┌──

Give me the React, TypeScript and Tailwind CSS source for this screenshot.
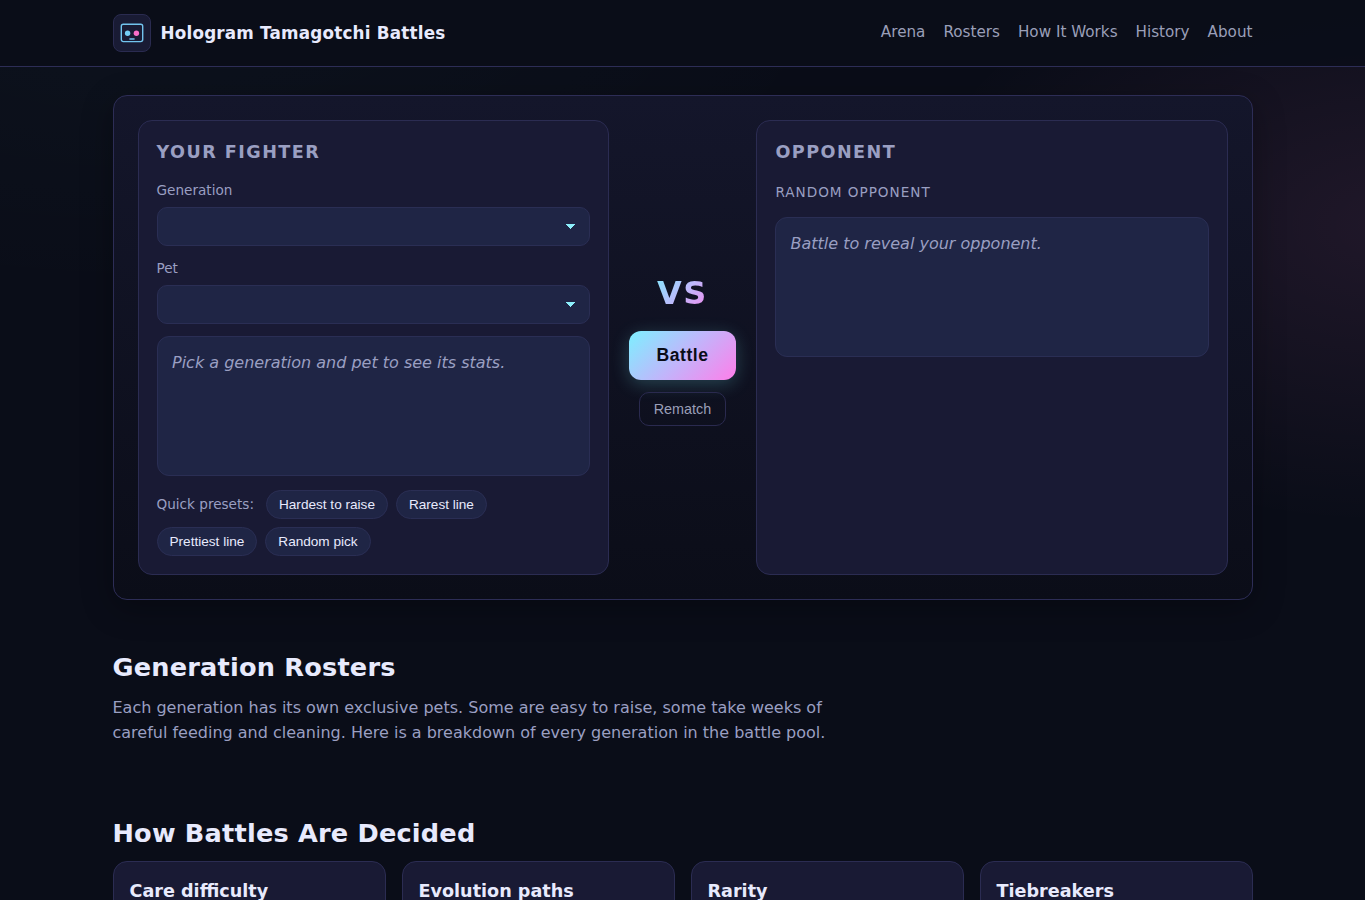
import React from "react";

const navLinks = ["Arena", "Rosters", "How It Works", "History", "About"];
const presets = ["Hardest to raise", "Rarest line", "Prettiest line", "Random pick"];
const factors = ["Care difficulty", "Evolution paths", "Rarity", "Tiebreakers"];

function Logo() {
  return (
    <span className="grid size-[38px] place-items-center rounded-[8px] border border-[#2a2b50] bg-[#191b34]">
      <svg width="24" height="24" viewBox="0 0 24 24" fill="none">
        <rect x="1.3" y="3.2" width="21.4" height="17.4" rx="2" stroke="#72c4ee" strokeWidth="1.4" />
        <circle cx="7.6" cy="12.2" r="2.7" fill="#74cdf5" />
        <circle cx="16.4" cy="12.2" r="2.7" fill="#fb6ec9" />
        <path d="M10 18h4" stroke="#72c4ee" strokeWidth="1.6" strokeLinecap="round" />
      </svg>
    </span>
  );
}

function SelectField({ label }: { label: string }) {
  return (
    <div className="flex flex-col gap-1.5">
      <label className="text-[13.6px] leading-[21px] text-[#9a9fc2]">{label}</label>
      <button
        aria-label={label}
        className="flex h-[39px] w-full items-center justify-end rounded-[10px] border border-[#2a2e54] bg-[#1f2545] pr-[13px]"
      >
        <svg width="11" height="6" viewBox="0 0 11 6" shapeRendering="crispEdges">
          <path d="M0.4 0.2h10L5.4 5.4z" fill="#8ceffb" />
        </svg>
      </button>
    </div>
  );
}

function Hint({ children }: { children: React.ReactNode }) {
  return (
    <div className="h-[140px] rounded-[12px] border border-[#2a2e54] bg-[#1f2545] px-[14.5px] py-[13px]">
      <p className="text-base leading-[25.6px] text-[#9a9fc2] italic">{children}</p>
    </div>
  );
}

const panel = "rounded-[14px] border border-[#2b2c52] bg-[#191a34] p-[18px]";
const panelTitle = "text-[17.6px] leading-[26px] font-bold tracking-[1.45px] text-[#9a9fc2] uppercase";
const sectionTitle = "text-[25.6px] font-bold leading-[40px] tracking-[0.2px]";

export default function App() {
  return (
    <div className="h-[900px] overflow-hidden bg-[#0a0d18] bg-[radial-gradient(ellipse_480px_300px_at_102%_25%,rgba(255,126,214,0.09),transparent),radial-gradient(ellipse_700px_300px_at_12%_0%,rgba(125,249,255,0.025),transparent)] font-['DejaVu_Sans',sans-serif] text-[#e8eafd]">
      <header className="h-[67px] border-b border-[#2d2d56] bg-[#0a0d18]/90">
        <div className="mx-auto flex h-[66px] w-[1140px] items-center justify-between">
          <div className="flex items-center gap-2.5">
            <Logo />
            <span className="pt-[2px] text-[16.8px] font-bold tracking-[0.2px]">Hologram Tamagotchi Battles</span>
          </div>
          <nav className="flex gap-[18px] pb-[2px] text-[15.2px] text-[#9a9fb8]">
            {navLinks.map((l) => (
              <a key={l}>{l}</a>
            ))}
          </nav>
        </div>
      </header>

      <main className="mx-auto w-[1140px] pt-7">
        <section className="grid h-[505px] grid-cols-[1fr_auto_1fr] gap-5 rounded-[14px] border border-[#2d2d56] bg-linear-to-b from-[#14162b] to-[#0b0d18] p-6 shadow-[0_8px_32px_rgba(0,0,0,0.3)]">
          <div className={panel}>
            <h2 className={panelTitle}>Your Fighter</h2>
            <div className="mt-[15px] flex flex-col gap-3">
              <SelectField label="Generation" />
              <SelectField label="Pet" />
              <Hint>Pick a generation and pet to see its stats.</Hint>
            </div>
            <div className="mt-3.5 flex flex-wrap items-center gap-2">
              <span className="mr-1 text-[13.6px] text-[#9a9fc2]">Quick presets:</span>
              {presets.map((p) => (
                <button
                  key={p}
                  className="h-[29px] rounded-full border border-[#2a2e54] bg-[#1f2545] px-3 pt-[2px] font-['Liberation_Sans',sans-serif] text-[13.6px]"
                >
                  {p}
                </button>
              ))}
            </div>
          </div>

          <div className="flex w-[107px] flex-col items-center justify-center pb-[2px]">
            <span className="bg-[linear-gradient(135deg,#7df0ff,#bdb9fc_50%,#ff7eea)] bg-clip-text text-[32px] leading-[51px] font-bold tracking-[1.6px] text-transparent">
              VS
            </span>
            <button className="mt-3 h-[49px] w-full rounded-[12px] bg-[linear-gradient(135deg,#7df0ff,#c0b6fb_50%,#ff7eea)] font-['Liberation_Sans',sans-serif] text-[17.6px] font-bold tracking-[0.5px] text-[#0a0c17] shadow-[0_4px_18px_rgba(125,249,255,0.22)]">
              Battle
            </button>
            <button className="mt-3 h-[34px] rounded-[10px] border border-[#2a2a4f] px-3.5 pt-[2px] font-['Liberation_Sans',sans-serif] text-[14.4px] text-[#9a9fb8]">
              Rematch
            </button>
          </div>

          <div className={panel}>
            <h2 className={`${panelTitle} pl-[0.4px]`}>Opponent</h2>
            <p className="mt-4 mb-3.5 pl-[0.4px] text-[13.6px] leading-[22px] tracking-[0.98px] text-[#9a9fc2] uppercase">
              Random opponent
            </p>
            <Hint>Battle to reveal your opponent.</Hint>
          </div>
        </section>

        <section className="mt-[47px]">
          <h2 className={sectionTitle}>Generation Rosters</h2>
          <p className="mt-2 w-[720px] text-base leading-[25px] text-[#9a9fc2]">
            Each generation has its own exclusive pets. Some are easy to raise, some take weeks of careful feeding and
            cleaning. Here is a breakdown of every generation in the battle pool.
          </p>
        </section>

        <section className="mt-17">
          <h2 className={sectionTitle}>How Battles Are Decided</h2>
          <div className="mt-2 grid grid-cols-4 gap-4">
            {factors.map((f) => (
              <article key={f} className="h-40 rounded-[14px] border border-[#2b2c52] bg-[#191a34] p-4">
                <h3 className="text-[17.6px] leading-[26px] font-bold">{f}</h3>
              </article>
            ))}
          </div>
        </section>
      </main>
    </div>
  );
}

└──

• _Your goal_
Transcribe the listing above verbatim. Omit the pictures.

• _Exercise answer_
Give me the React, TypeScript and Tailwind CSS source for this screenshot.
import React from "react";

const navLinks = ["Arena", "Rosters", "How It Works", "History", "About"];
const presets = ["Hardest to raise", "Rarest line", "Prettiest line", "Random pick"];
const factors = ["Care difficulty", "Evolution paths", "Rarity", "Tiebreakers"];

function Logo() {
  return (
    <span className="grid size-[38px] place-items-center rounded-[8px] border border-[#2a2b50] bg-[#191b34]">
      <svg width="24" height="24" viewBox="0 0 24 24" fill="none">
        <rect x="1.3" y="3.2" width="21.4" height="17.4" rx="2" stroke="#72c4ee" strokeWidth="1.4" />
        <circle cx="7.6" cy="12.2" r="2.7" fill="#74cdf5" />
        <circle cx="16.4" cy="12.2" r="2.7" fill="#fb6ec9" />
        <path d="M10 18h4" stroke="#72c4ee" strokeWidth="1.6" strokeLinecap="round" />
      </svg>
    </span>
  );
}

function SelectField({ label }: { label: string }) {
  return (
    <div className="flex flex-col gap-1.5">
      <label className="text-[13.6px] leading-[21px] text-[#9a9fc2]">{label}</label>
      <button
        aria-label={label}
        className="flex h-[39px] w-full items-center justify-end rounded-[10px] border border-[#2a2e54] bg-[#1f2545] pr-[13px]"
      >
        <svg width="11" height="6" viewBox="0 0 11 6" shapeRendering="crispEdges">
          <path d="M0.4 0.2h10L5.4 5.4z" fill="#8ceffb" />
        </svg>
      </button>
    </div>
  );
}

function Hint({ children }: { children: React.ReactNode }) {
  return (
    <div className="h-[140px] rounded-[12px] border border-[#2a2e54] bg-[#1f2545] px-[14.5px] py-[13px]">
      <p className="text-base leading-[25.6px] text-[#9a9fc2] italic">{children}</p>
    </div>
  );
}

const panel = "rounded-[14px] border border-[#2b2c52] bg-[#191a34] p-[18px]";
const panelTitle = "text-[17.6px] leading-[26px] font-bold tracking-[1.45px] text-[#9a9fc2] uppercase";
const sectionTitle = "text-[25.6px] font-bold leading-[40px] tracking-[0.2px]";

export default function App() {
  return (
    <div className="h-[900px] overflow-hidden bg-[#0a0d18] bg-[radial-gradient(ellipse_480px_300px_at_102%_25%,rgba(255,126,214,0.09),transparent),radial-gradient(ellipse_700px_300px_at_12%_0%,rgba(125,249,255,0.025),transparent)] font-['DejaVu_Sans',sans-serif] text-[#e8eafd]">
      <header className="h-[67px] border-b border-[#2d2d56] bg-[#0a0d18]/90">
        <div className="mx-auto flex h-[66px] w-[1140px] items-center justify-between">
          <div className="flex items-center gap-2.5">
            <Logo />
            <span className="pt-[2px] text-[16.8px] font-bold tracking-[0.2px]">Hologram Tamagotchi Battles</span>
          </div>
          <nav className="flex gap-[18px] pb-[2px] text-[15.2px] text-[#9a9fb8]">
            {navLinks.map((l) => (
              <a key={l}>{l}</a>
            ))}
          </nav>
        </div>
      </header>

      <main className="mx-auto w-[1140px] pt-7">
        <section className="grid h-[505px] grid-cols-[1fr_auto_1fr] gap-5 rounded-[14px] border border-[#2d2d56] bg-linear-to-b from-[#14162b] to-[#0b0d18] p-6 shadow-[0_8px_32px_rgba(0,0,0,0.3)]">
          <div className={panel}>
            <h2 className={panelTitle}>Your Fighter</h2>
            <div className="mt-[15px] flex flex-col gap-3">
              <SelectField label="Generation" />
              <SelectField label="Pet" />
              <Hint>Pick a generation and pet to see its stats.</Hint>
            </div>
            <div className="mt-3.5 flex flex-wrap items-center gap-2">
              <span className="mr-1 text-[13.6px] text-[#9a9fc2]">Quick presets:</span>
              {presets.map((p) => (
                <button
                  key={p}
                  className="h-[29px] rounded-full border border-[#2a2e54] bg-[#1f2545] px-3 pt-[2px] font-['Liberation_Sans',sans-serif] text-[13.6px]"
                >
                  {p}
                </button>
              ))}
            </div>
          </div>

          <div className="flex w-[107px] flex-col items-center justify-center pb-[2px]">
            <span className="bg-[linear-gradient(135deg,#7df0ff,#bdb9fc_50%,#ff7eea)] bg-clip-text text-[32px] leading-[51px] font-bold tracking-[1.6px] text-transparent">
              VS
            </span>
            <button className="mt-3 h-[49px] w-full rounded-[12px] bg-[linear-gradient(135deg,#7df0ff,#c0b6fb_50%,#ff7eea)] font-['Liberation_Sans',sans-serif] text-[17.6px] font-bold tracking-[0.5px] text-[#0a0c17] shadow-[0_4px_18px_rgba(125,249,255,0.22)]">
              Battle
            </button>
            <button className="mt-3 h-[34px] rounded-[10px] border border-[#2a2a4f] px-3.5 pt-[2px] font-['Liberation_Sans',sans-serif] text-[14.4px] text-[#9a9fb8]">
              Rematch
            </button>
          </div>

          <div className={panel}>
            <h2 className={`${panelTitle} pl-[0.4px]`}>Opponent</h2>
            <p className="mt-4 mb-3.5 pl-[0.4px] text-[13.6px] leading-[22px] tracking-[0.98px] text-[#9a9fc2] uppercase">
              Random opponent
            </p>
            <Hint>Battle to reveal your opponent.</Hint>
          </div>
        </section>

        <section className="mt-[47px]">
          <h2 className={sectionTitle}>Generation Rosters</h2>
          <p className="mt-2 w-[720px] text-base leading-[25px] text-[#9a9fc2]">
            Each generation has its own exclusive pets. Some are easy to raise, some take weeks of careful feeding and
            cleaning. Here is a breakdown of every generation in the battle pool.
          </p>
        </section>

        <section className="mt-17">
          <h2 className={sectionTitle}>How Battles Are Decided</h2>
          <div className="mt-2 grid grid-cols-4 gap-4">
            {factors.map((f) => (
              <article key={f} className="h-40 rounded-[14px] border border-[#2b2c52] bg-[#191a34] p-4">
                <h3 className="text-[17.6px] leading-[26px] font-bold">{f}</h3>
              </article>
            ))}
          </div>
        </section>
      </main>
    </div>
  );
}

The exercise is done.